The room felt heavier now, like the walls themselves were holding their breath. Even the faint buzz of the broken ceiling light sounded louder in the silence that followed.
Eun-jae's gaze flicked to Sergey's, dark and knowing. "Just think about it for a second. If Seraphim had really failed — if the project was a bust — they wouldn't need to cover it up. They'd just scrap it, move on, save face. But this? Killing everyone involved, wiping out the trail? That only happens when something's worth hiding."
His voice dropped even lower, barely more than a whisper. "The name Seraphim alone is enough to shake the world. Just the mention of it sends whole governments scrambling. The fact that both of us are sitting here right now, breathing, after brushing so close to it — that's not luck. That's proof. Proof that the thing isn't some myth. Proof that it wasn't a failure."
Sergey leaned back, his mind racing in circles, connecting dots he hadn't even seen before.
"So... what you're telling me is, Seraphim wasn't a failure," he muttered, more to himself than anyone else. "It was never completed."
Eun-jae nodded slowly. "Exactly. The news about it 'failing' was just a cover story. A lie dressed up in official statements and press releases. The real project — whatever stage it reached — didn't fail. It just... changed hands."
Eun-jae let the silence simmer for a moment, his words settling like slow poison in Sergey's mind. He leaned forward slightly, his elbows resting on his knees, his fingers loosely laced together as if piecing the whole conspiracy together right there in his head.
"Just imagine it for a second," Eun-jae said, his tone calm, but every word hit like a nail to the skull. "They announce to the world that Seraphim was a failure. That the project was scrapped. That everything was over. But think about it — if it really was a failure, why the hell would they bother silencing every single person who worked on it?"
He shook his head, a grim smile curling on his lips.
"They wouldn't. Simple as that. Dead men don't leak secrets, sure — but this wasn't just about hiding the outcome. This was about erasing the entire existence of the project. Like Seraphim was never born in the first place."
Sergey swallowed hard, staring at the folder on his lap, the names and faces now feeling like gravestones in a war he hadn't even realized he was standing in.
"So they ended up…" Sergey started, his voice low, almost hesitant, as if the words themselves could summon ghosts.
Eun-jae finished the thought for him, cold and sharp.
"Yes. Killing everyone." His voice lacked any drama — just a cold statement of fact. "Every single person. Engineers. Scientists. Field testers. Logistics managers. Hell, even the drivers who hauled prototypes across the border. Anyone who could leak the information, or worse, recreate the damn thing... they all had to go."
He leaned back, rubbing his temples, trying to chase away the migraine that had been building since the moment Caesar's name first came into the conversation.

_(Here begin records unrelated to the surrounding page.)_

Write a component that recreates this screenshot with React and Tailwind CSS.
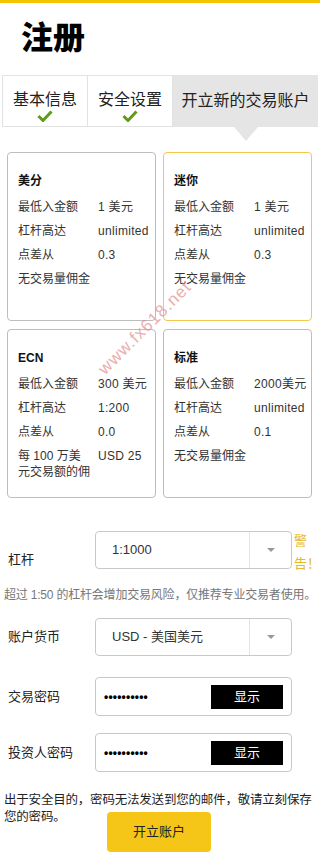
import React from 'react';

const font = { fontFamily: '"Liberation Sans", "Noto Sans CJK SC", sans-serif' };

const plans = [
  {
    name: '美分',
    rows: [
      ['最低入金额', '1 美元'],
      ['杠杆高达', 'unlimited'],
      ['点差从', '0.3'],
      ['无交易量佣金', ''],
    ],
  },
  {
    name: '迷你',
    active: true,
    rows: [
      ['最低入金额', '1 美元'],
      ['杠杆高达', 'unlimited'],
      ['点差从', '0.3'],
      ['无交易量佣金', ''],
    ],
  },
  {
    name: 'ECN',
    rows: [
      ['最低入金额', '300 美元'],
      ['杠杆高达', '1:200'],
      ['点差从', '0.0'],
      [
        <>
          每 100 万美
          <br />
          元交易额的佣
        </>,
        'USD 25',
      ],
    ],
  },
  {
    name: '标准',
    rows: [
      ['最低入金额', '2000美元'],
      ['杠杆高达', 'unlimited'],
      ['点差从', '0.1'],
      ['无交易量佣金', ''],
    ],
  },
];

const Check = () => (
  <svg width="16" height="12" viewBox="0 0 16 12" className="mx-auto">
    <path d="M1.5 6 L6 10.5 L14.5 1.5" fill="none" stroke="#5f9a1c" strokeWidth="3" />
  </svg>
);

const PlanCard = ({ plan }) => (
  <div
    className={`h-[169px] rounded-[4px] border pl-[10px] pt-[16px] text-[12px] text-[#333] ${
      plan.active ? 'border-[#f2c94c]' : 'border-[#bdbdbd]'
    }`}
  >
    <div className="mb-[2px] font-bold leading-[24px] text-[#111]">{plan.name}</div>
    {plan.rows.map((row, i) => (
      <div key={i} className="flex py-[4px] leading-[16px]">
        <div className={row[1] ? 'w-[80px] shrink-0' : 'whitespace-nowrap'}>{row[0]}</div>
        {row[1] && <div className="whitespace-nowrap tracking-[0.3px]">{row[1]}</div>}
      </div>
    ))}
  </div>
);

const SelectBox = ({ value }) => (
  <div className="flex h-[38px] w-[197px] rounded-[4px] border border-[#c8c8c8] text-[13px] text-[#333]">
    <div className="flex flex-1 items-center pl-[16px]">{value}</div>
    <div className="flex w-[42px] items-center justify-center border-l border-[#e3e3e3]">
      <div className="h-0 w-0 border-x-[4px] border-t-[4px] border-x-transparent border-t-[#999]" />
    </div>
  </div>
);

const PasswordBox = () => (
  <div className="flex h-[39px] w-[197px] items-center rounded-[4px] border border-[#c8c8c8] pl-[8px] pr-[8px]">
    <div className="flex-1 text-[12px] font-bold tracking-[0.2px] text-black">••••••••••</div>
    <button className="h-[24px] w-[72px] bg-black text-[13px] text-white">显示</button>
  </div>
);

export default function App() {
  return (
    <div className="relative w-[320px] overflow-hidden bg-white pb-[13px]" style={font}>
      <div className="h-[3px] bg-[#f5c400]" />
      <h1 className="pl-[21px] pt-[15px] text-[32px] font-black leading-[40px] text-black">注册</h1>

      <div className="relative mx-[2px] mt-[17px] flex h-[52px] text-[16px] text-[#222]">
        <div className="flex w-[86px] flex-col items-center justify-center border border-[#e2e2e2] pt-[10px]">
          <div className="leading-[20px]">基本信息</div>
          <Check />
        </div>
        <div className="flex w-[85px] flex-col items-center justify-center border-y border-r border-[#e2e2e2] pt-[10px]">
          <div className="leading-[20px]">安全设置</div>
          <Check />
        </div>
        <div className="relative flex flex-1 items-center justify-center bg-[#e5e5e5]">
          <div className="leading-[20px]">开立新的交易账户</div>
          <div className="absolute left-1/2 top-full h-0 w-0 -translate-x-1/2 border-x-[12px] border-t-[14px] border-x-transparent border-t-[#e5e5e5]" />
        </div>
      </div>

      <div className="mt-[25px] grid grid-cols-[149px_149px] gap-x-[7px] gap-y-[8px] pl-[7px]">
        {plans.map((p) => (
          <PlanCard key={p.name} plan={p} />
        ))}
      </div>

      <div className="mt-[33px] flex pl-[8px]">
        <div className="mt-[19px] w-[87px] text-[13px] leading-[20px] text-[#222]">杠杆</div>
        <SelectBox value="1:1000" />
        <div className="-mt-[2px] ml-[2px] w-[16px] text-[13px] leading-[23px] text-[#e6b821]">警告！</div>
      </div>

      <p className="mt-[10px] whitespace-nowrap pl-[4px] text-[12px] leading-[20px] tracking-[-0.2px] text-[#777]">
        超过 1:50 的杠杆会增加交易风险，仅推荐专业交易者使用。
      </p>

      <div className="mt-[13px] flex items-center pl-[8px]">
        <div className="w-[87px] text-[13px] text-[#222]">账户货币</div>
        <SelectBox value="USD - 美国美元" />
      </div>

      <div className="mt-[21px] flex items-center pl-[8px]">
        <div className="w-[87px] text-[13px] text-[#222]">交易密码</div>
        <PasswordBox />
      </div>

      <div className="mt-[17px] flex items-center pl-[8px]">
        <div className="w-[87px] text-[13px] text-[#222]">投资人密码</div>
        <PasswordBox />
      </div>

      <p className="mt-[20px] whitespace-nowrap pl-[4px] text-[12.5px] leading-[17px] tracking-[-0.2px] text-[#222]">
        出于安全目的，密码无法发送到您的邮件，敬请立刻保存
        <br />
        您的密码。
      </p>

      <button className="-mt-[14px] ml-[107px] block h-[40px] w-[104px] rounded-[4px] bg-[#f5c518] text-[13px] text-[#222]">
        开立账户
      </button>

      <span className="pointer-events-none absolute left-[145px] top-[328px] -translate-x-1/2 -translate-y-1/2 -rotate-45 whitespace-nowrap text-[17px] tracking-[1px] text-[#e58c8c] opacity-70">
        www.fx618.net
      </span>
    </div>
  );
}
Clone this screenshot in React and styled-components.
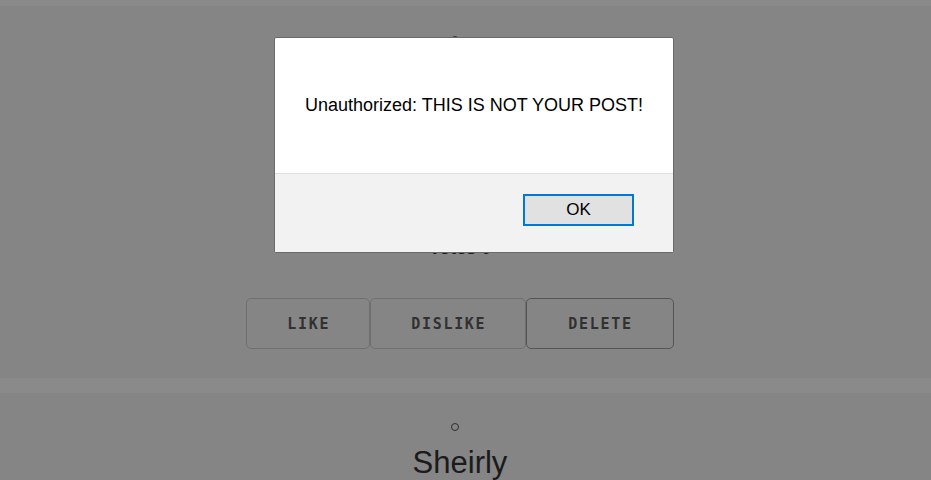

"Because if one of them managed to walk away — if even one person slipped through the cracks — Seraphim could resurface. Or worse, someone else could rebuild it from scratch. They weren't just killing witnesses, Sergey. They were burning the blueprint."
Sergey sat there, his mind spiraling into the kind of paranoia only spies and killers understood. His eyes narrowed, sharp, calculating.
"They would've had to take out a hell of a lot of people at once," he murmured, mostly to himself. "That's not something you leave to chance. Someone had to orchestrate it. Someone high up."
Eun-jae tilted his head, already knowing where this was heading.
"So," he prompted, "who do you think pulled the strings?"